WRITTEN PROBLEM: Transcribe every line from the top down to the line with "const activeTab = ref('Instances')", both ends included, but not the pictures.

INFORMATION SHOWN:

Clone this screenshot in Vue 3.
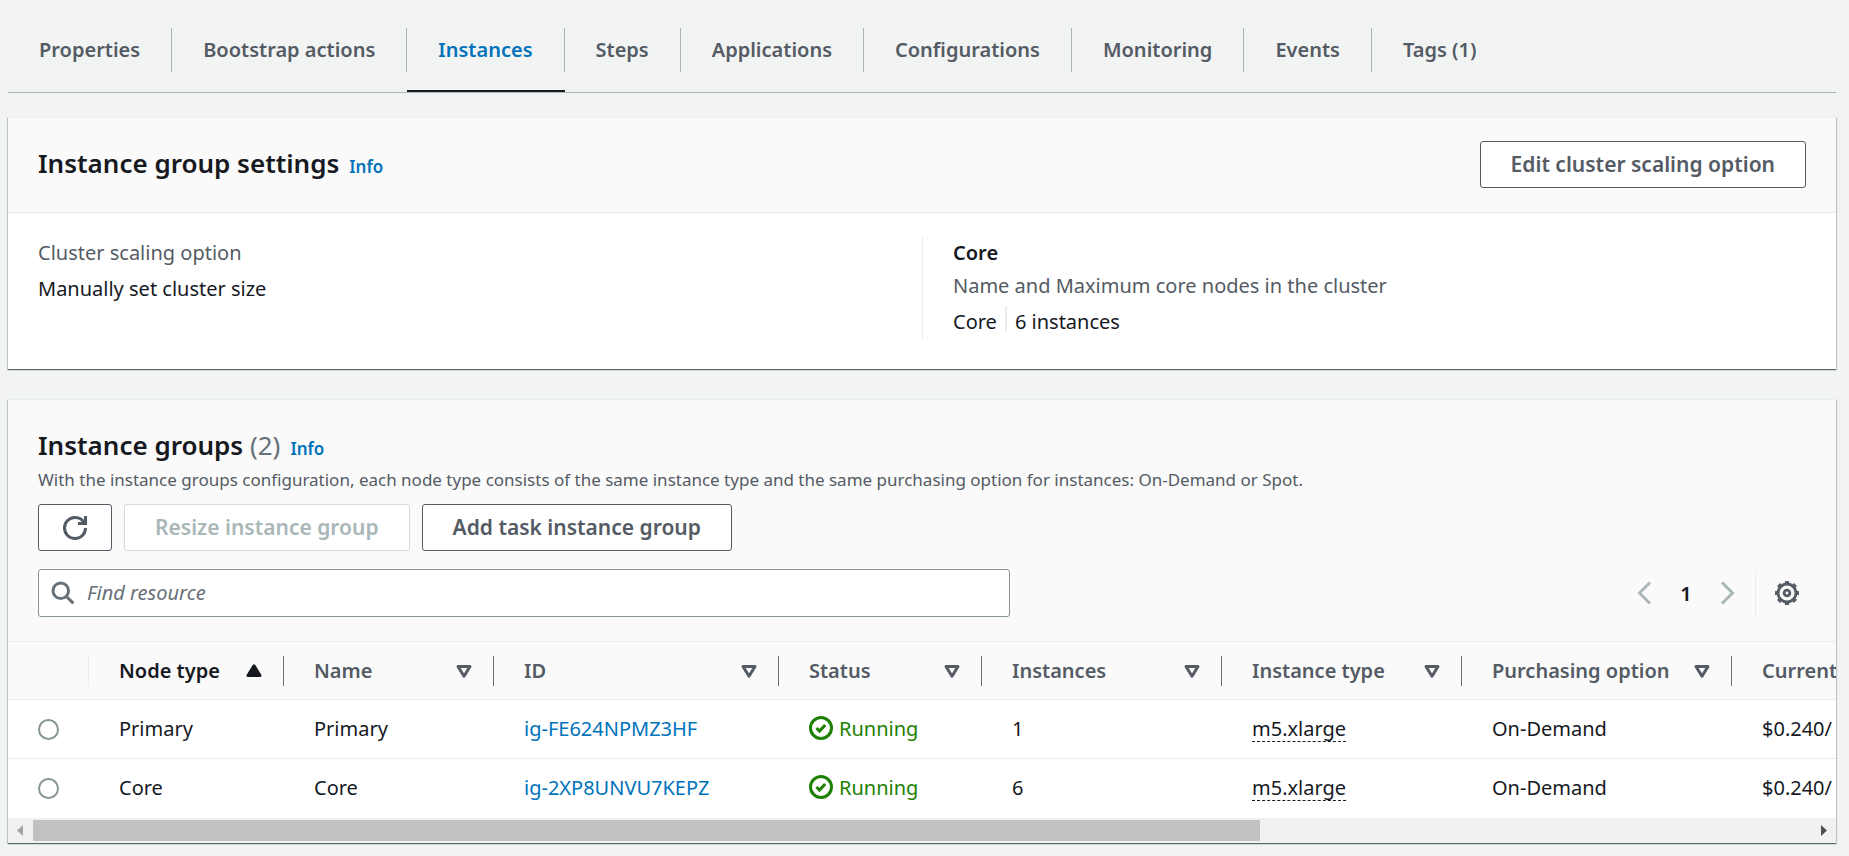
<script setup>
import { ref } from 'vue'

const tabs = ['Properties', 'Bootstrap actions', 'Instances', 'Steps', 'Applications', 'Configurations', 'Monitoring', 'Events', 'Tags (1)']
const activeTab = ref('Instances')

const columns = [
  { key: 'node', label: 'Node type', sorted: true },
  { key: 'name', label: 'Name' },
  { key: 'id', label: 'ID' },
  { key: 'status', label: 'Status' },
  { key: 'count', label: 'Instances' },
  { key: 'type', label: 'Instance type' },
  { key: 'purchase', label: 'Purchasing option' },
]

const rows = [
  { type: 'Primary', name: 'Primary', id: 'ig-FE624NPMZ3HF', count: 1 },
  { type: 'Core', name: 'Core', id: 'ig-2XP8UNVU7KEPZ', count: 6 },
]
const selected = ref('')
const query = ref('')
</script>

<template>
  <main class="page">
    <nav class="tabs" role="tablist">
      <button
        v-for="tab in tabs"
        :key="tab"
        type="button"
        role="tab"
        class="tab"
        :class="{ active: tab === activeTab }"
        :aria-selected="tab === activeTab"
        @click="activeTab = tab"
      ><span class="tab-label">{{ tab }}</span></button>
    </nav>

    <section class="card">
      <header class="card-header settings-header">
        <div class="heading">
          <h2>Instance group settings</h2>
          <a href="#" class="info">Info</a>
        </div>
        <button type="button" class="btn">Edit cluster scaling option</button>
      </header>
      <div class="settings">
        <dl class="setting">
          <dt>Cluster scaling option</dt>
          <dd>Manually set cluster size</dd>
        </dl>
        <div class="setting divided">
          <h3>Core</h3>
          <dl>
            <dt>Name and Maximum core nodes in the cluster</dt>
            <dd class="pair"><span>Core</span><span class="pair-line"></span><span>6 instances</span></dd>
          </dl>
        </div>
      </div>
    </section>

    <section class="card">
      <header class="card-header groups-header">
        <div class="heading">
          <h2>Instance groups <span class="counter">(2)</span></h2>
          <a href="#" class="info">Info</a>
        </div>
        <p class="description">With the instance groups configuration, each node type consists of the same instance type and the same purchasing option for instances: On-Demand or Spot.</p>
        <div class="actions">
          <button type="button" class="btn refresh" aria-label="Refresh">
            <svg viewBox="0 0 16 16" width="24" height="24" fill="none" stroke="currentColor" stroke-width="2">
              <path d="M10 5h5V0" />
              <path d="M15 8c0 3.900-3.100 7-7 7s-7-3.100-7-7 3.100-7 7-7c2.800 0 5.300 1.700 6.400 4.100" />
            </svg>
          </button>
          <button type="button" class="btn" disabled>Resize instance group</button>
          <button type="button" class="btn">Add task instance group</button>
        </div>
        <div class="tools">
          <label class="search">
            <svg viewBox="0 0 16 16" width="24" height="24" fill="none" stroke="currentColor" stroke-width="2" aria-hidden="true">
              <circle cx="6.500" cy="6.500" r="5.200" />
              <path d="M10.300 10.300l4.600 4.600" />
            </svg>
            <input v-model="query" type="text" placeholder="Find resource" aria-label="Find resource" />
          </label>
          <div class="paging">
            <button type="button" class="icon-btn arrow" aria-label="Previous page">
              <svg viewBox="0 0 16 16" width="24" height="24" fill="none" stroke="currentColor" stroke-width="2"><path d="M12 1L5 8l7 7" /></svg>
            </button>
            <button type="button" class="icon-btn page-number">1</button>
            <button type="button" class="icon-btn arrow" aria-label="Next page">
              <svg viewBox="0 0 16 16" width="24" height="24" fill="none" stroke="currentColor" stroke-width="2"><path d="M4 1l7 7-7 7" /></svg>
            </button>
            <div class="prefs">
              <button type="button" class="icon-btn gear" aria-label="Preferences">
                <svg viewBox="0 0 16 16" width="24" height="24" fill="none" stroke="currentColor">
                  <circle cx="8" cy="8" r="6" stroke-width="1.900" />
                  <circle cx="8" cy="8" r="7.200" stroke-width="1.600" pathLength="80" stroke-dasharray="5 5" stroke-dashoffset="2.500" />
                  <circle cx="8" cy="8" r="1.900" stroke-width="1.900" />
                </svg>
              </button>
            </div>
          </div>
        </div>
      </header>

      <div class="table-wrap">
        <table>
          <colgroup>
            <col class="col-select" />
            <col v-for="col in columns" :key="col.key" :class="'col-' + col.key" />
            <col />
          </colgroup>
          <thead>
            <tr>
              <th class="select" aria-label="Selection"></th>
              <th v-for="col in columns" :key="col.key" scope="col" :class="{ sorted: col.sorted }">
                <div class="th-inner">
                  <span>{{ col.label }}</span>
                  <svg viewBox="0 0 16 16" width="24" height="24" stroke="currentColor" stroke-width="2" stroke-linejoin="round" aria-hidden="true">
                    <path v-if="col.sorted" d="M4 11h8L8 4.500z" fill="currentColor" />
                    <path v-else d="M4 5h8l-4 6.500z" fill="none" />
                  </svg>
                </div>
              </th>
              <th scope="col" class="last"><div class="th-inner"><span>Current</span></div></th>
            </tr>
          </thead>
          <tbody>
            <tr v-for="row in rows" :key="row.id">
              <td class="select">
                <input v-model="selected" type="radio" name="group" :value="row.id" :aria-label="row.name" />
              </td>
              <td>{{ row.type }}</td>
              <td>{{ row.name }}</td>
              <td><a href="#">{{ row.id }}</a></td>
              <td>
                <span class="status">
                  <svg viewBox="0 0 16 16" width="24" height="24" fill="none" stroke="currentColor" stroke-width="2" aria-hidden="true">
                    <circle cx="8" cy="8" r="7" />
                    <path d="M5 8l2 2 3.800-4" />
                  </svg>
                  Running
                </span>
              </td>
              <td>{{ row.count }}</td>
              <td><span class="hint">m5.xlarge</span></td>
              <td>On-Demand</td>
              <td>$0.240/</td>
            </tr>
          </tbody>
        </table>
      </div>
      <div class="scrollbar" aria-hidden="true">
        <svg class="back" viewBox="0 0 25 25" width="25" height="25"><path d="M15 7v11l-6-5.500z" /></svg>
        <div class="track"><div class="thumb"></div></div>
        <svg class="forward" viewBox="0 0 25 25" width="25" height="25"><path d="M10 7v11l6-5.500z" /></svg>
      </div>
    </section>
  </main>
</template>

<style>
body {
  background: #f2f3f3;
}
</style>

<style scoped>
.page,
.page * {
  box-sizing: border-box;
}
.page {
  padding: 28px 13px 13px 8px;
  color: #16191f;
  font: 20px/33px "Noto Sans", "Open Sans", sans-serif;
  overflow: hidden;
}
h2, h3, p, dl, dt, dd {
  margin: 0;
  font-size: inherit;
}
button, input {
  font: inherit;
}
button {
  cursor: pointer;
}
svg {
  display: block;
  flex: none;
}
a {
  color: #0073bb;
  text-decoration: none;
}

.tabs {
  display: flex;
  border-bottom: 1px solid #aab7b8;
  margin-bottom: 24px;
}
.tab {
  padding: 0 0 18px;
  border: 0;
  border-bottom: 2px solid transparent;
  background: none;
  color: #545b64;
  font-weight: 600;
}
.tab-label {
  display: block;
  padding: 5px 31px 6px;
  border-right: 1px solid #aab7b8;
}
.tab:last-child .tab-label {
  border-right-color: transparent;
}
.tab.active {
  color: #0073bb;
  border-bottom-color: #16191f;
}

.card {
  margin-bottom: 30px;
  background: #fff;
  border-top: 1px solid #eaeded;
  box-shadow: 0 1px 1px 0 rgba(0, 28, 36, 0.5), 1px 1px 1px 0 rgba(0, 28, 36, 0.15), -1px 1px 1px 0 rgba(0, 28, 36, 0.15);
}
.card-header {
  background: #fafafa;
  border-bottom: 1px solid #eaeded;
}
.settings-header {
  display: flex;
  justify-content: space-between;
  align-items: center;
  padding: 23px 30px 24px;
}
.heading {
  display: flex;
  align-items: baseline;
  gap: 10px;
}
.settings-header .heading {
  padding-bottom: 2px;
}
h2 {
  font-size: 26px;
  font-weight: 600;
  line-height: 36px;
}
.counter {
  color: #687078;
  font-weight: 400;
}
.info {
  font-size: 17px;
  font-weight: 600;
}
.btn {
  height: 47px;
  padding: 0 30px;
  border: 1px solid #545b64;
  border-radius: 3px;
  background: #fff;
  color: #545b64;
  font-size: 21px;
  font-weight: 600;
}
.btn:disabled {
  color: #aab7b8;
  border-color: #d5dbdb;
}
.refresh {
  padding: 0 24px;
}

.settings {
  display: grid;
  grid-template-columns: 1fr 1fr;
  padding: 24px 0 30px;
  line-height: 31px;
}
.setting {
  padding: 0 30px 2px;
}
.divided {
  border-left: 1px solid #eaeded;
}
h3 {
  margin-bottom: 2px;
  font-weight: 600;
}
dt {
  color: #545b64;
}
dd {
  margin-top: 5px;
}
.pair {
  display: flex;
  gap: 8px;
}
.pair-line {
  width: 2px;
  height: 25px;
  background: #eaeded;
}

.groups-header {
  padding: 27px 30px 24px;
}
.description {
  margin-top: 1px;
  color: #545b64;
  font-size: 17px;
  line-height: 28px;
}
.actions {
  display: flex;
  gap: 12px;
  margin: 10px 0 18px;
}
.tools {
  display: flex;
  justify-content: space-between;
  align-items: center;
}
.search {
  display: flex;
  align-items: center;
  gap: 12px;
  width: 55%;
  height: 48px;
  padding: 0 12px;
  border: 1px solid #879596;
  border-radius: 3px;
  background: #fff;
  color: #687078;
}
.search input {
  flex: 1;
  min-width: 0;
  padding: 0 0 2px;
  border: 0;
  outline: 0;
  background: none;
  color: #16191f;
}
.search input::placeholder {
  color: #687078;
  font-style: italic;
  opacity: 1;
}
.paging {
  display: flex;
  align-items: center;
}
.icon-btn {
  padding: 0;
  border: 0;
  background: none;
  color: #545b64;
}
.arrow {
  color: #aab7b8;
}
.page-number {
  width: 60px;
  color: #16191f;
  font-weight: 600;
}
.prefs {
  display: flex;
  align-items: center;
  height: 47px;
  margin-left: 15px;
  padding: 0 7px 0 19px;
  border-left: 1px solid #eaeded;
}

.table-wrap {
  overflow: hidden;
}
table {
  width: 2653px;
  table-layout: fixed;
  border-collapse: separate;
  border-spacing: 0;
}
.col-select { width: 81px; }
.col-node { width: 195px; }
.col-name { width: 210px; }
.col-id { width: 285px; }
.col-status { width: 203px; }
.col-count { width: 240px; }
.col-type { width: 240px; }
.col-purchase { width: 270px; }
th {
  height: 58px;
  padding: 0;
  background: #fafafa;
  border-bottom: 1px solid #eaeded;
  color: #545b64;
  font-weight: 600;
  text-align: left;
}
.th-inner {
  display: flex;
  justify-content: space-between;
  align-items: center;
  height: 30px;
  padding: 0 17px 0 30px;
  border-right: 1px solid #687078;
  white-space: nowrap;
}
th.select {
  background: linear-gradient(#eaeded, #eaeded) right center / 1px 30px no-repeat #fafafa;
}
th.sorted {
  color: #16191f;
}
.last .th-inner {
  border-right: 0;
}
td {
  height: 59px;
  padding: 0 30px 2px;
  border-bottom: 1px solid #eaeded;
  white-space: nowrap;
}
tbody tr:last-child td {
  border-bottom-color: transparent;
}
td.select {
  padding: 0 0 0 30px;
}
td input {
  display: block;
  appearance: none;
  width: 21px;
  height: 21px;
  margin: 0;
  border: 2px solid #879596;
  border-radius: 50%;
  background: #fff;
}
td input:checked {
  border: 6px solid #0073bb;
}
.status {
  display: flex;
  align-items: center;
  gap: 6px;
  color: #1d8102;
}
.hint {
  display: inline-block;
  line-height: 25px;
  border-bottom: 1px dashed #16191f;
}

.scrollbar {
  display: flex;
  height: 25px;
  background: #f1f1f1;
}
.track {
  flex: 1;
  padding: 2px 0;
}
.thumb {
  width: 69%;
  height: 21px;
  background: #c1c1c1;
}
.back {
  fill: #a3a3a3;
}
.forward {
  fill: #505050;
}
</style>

RESPONSE TO THE TASK:
Clone this screenshot in Vue 3.
<script setup>
import { ref } from 'vue'

const tabs = ['Properties', 'Bootstrap actions', 'Instances', 'Steps', 'Applications', 'Configurations', 'Monitoring', 'Events', 'Tags (1)']
const activeTab = ref('Instances')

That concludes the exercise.